Een derde verschil is de behandeling in de media, althans tot voor enkele jaren. Om verschillende redenen hebben de westerse media zich lang gehouden aan het “framework” (onuitgesproken uitgangspunten) dat door de Israëlische voorlichting wordt uitgedragen. Die impliciete denkwijze komt in grote lijnen neer op: “Joden werden altijd bedreigd, zullen altijd gevaar blijven lopen, moeten dus een “veilige haven” hebben en hebben het recht, nu zij die “veilige haven” hebben (de joodse staat Israël), om naar eigen goeddunken geweld te gebruiken om zichzelf te verdedigen.” Kritische media, die informatie niet door de zeef van een “framework” halen zijn essentieel in een democratie. Een deel van de verontwaardiging over de Israëlische bezettingspolitiek heeft te maken gehad met verschil in berichtgeving over de politiek van Israël enerzijds en die van allerlei andere onprettige regimes anderzijds.

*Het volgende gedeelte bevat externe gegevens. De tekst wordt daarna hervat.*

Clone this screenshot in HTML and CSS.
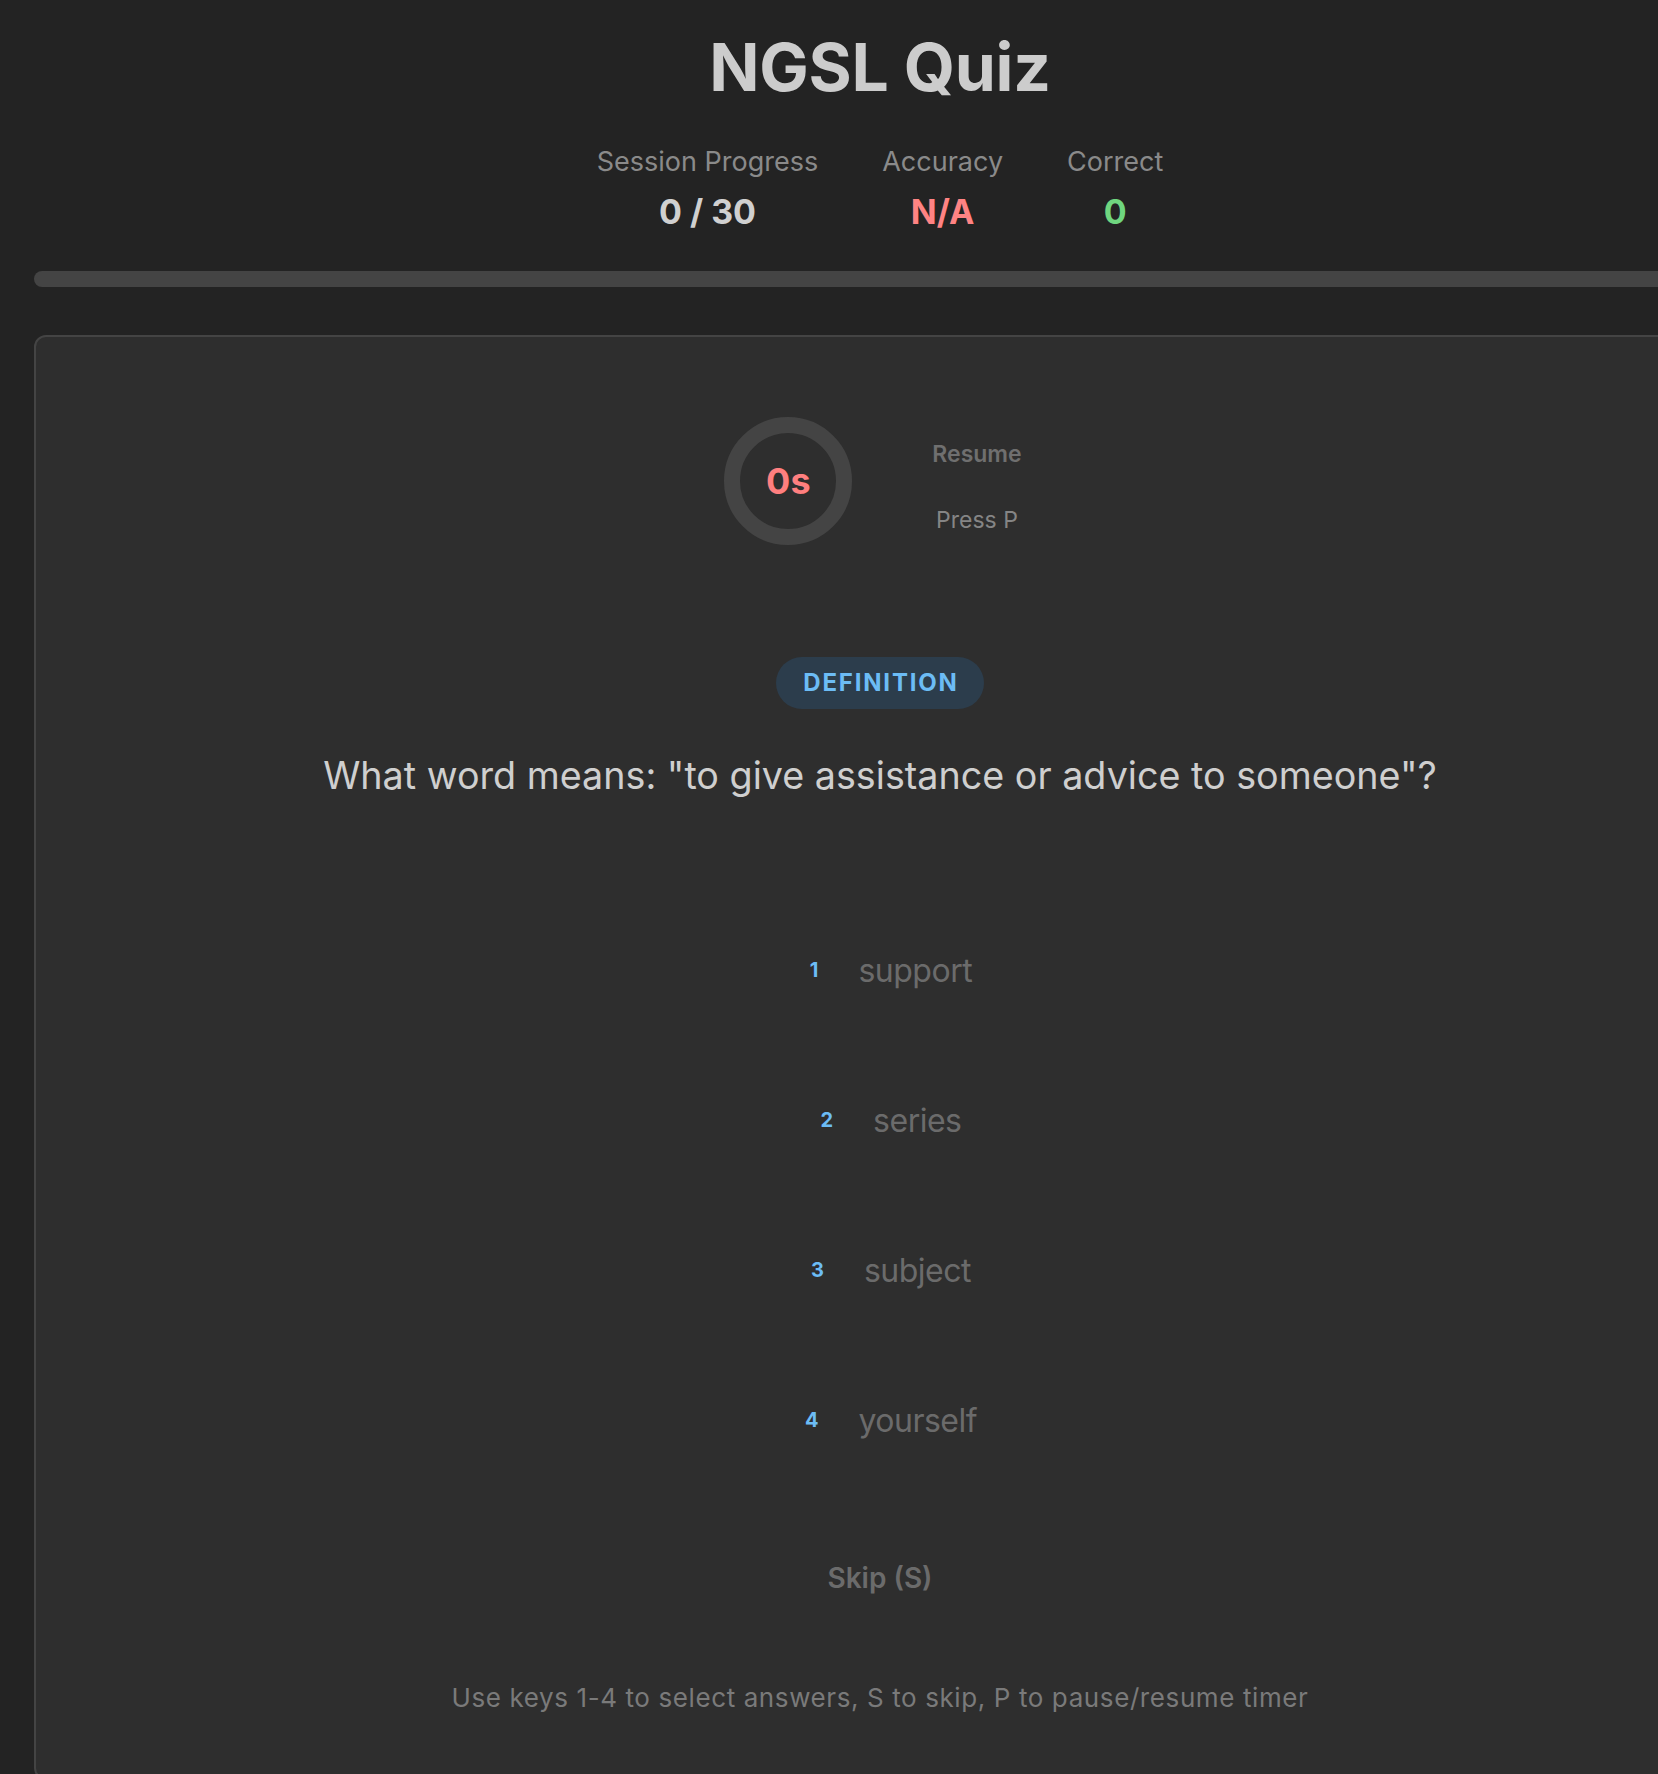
FILE: index.html
```html
<!DOCTYPE html>
<html lang="en">
<head>
<meta charset="utf-8">
<title>NGSL Quiz</title>
<link rel="stylesheet" href="styles.css">
</head>
<body>
<div class="app">
  <header class="header">
    <h1 class="title">NGSL Quiz</h1>
    <div class="stats">
      <div class="stat">
        <div class="stat-label">Session Progress</div>
        <div class="stat-value">0 / 30</div>
      </div>
      <div class="stat">
        <div class="stat-label">Accuracy</div>
        <div class="stat-value stat-value--bad">N/A</div>
      </div>
      <div class="stat">
        <div class="stat-label">Correct</div>
        <div class="stat-value stat-value--good">0</div>
      </div>
    </div>
  </header>
  <div class="progress"><div class="progress-fill" style="width:0%"></div></div>

  <main class="card">
    <div class="timer-row">
      <div class="timer"><span class="timer-text">0s</span></div>
      <div class="timer-controls">
        <button class="resume-btn">Resume</button>
        <div class="press-hint">Press P</div>
      </div>
    </div>

    <div class="badge-wrap"><span class="badge">DEFINITION</span></div>
    <h2 class="question">What word means: "to give assistance or advice to someone"?</h2>

    <div class="options">
      <button class="option"><span class="option-num">1</span><span class="option-text">support</span></button>
      <button class="option"><span class="option-num">2</span><span class="option-text">series</span></button>
      <button class="option"><span class="option-num">3</span><span class="option-text">subject</span></button>
      <button class="option"><span class="option-num">4</span><span class="option-text">yourself</span></button>
    </div>

    <div class="skip-wrap"><button class="skip-btn">Skip (S)</button></div>

    <p class="hint">Use keys 1-4 to select answers, S to skip, P to pause/resume timer</p>
  </main>
</div>
</body>
</html>
```

FILE: styles.css
```css
* { box-sizing: border-box; }

html, body {
  margin: 0;
  padding: 0;
  background: #232323;
}

body {
  font-family: Inter, "Noto Sans", "Liberation Sans", sans-serif;
  color: #cccccc;
  padding: 0 34px;
}

.app {
  width: 1692px;
}

.header {
  display: flex;
  flex-direction: column;
  align-items: center;
}

.title {
  margin: 27px 0 0;
  font-size: 66px;
  line-height: 80px;
  font-weight: 700;
  color: #cccccc;
  letter-spacing: -0.3px;
}

.stats {
  display: flex;
  gap: 64px;
  margin-top: 39px;
}

.stat {
  display: flex;
  flex-direction: column;
  align-items: center;
}

.stat-label {
  font-size: 27px;
  line-height: 32px;
  color: #8a8a8a;
}

.stat-value {
  margin-top: 13px;
  font-size: 34px;
  line-height: 42px;
  font-weight: 700;
  color: #d0d0d0;
}

.stat-value--bad { color: #ff8383; }
.stat-value--good { color: #6fd67f; }

.progress {
  margin-top: 38px;
  height: 16px;
  border-radius: 8px;
  background: #444444;
  overflow: hidden;
}

.progress-fill {
  height: 100%;
  background: #6cbcf5;
}

.card {
  margin-top: 48px;
  background: #2e2e2e;
  border: 2px solid #444444;
  border-radius: 12px;
  padding: 80px 0 64px;
  display: flex;
  flex-direction: column;
  align-items: center;
}

.timer-row {
  display: flex;
  align-items: center;
  gap: 66px;
}

.timer {
  width: 128px;
  height: 128px;
  border-radius: 50%;
  border: 16px solid #444444;
  display: flex;
  align-items: center;
  justify-content: center;
}

.timer-text {
  font-size: 36px;
  font-weight: 700;
  color: #ff7f7f;
}

.timer-controls {
  display: flex;
  flex-direction: column;
  align-items: center;
}

.resume-btn {
  font-family: inherit;
  font-size: 23px;
  line-height: 28px;
  font-weight: 600;
  color: #6f6f6f;
  background: transparent;
  border: none;
  padding: 12px 14px;
}

.press-hint {
  margin-top: 26px;
  font-size: 23px;
  line-height: 28px;
  color: #858585;
}

.badge-wrap {
  margin-top: 112px;
}

.badge {
  display: inline-block;
  background: #2c3d4c;
  color: #6cbcf5;
  font-size: 24px;
  line-height: 30px;
  font-weight: 700;
  letter-spacing: 1.8px;
  padding: 11px 25px 11px 27px;
  border-radius: 26px;
}

.question {
  margin: 42px 0 0;
  font-size: 37.7px;
  line-height: 48px;
  font-weight: 400;
  color: #cfcfcf;
  text-align: center;
}

.options {
  margin-top: 96px;
  display: flex;
  flex-direction: column;
  align-items: center;
}

.option {
  height: 150px;
  display: flex;
  align-items: center;
  justify-content: center;
  background: transparent;
  border: none;
  padding: 0 0 0 22px;
  font-family: inherit;
  cursor: pointer;
}

.option-num {
  font-size: 20px;
  font-weight: 700;
  color: #6cbcf5;
  margin-right: 40px;
}

.option-text {
  font-size: 32px;
  letter-spacing: -0.5px;
  color: #6b6b6b;
}

.skip-wrap {
  margin-top: 55px;
}

.skip-btn {
  font-family: inherit;
  font-size: 28px;
  line-height: 32px;
  font-weight: 600;
  color: #6b6b6b;
  background: transparent;
  border: none;
  padding: 12px 24px;
}

.hint {
  margin: 76px 0 0;
  font-size: 26px;
  line-height: 32px;
  letter-spacing: 0.6px;
  color: #7a7a7a;
  text-align: center;
}
```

Een vierde verschil dat ik nog noem is de morele dimensie van het Israëldebat. De Tweede Wereldoorlog is in het westen geëvolueerd tot algemeen moreel ijkpunt. Daarbinnen is de jodenvervolging de centrale meetlat geworden van Goed en Kwaad. De verdedigers van Israël proberen de critici te benaderen vanuit die hoge burcht van het door deze geschiedenisopvatting (en het geschiedenisonderwijs en de filmindustrie) gesanctioneerde Goede. Dat dwingt (of dwong, waarschijnlijk is ook op dit vlak een verandering gaande) de Israëlcritici tot een soort hindernisloop. Terwijl men kritiek levert op basis van morele uitgangspunten die vanuit de opvoeding vaak geassocieerd worden met “de Oorlog”, wordt men aangevallen met argumenten-bij-associatie (zoals: antisemitisme) die weer ontleend zijn aan diezelfde oorlog. Dit morele judogevecht leidt wederzijds tot meer aandacht voor het Israëlisch-Palestijns conflict dan voor welk conflict in de wereld dan ook.
Dit laatste punt is de reden dat ondergetekende zelden is gecharmeerd van vergelijkingen met de Tweede Wereldoorlog. Die vond al weer 70 jaar geleden plaats, er kwamen 60 miljoen mensen bij om het leven, over de oorzaken en gevolgen zijn historici nog volop in discussie, de Arabieren hadden er bijzonder weinig mee te maken en het ontstaan van de staat Israël had er minder mee te maken dan velen denken.
Conclusie: De eerste twee punten leiden terecht tot ruime aandacht voor het Israëlisch-Palestijns conflict. Het derde fenomeen is (langzaam) minder belangrijk aan het worden. Het vierde punt zal alleen maar meer gaan opspelen. Ten eerste omdat ons onderwijs de Tweede Wereldoorlog in Europa nog lang zal presenteren als de centrale episode in de wereldgeschiedenis. Ten tweede omdat met de emancipatie van de Europese moslims een andere kijk op de Tweede Wereldoorlog als morele kapstok het publieke debat zal verrijken.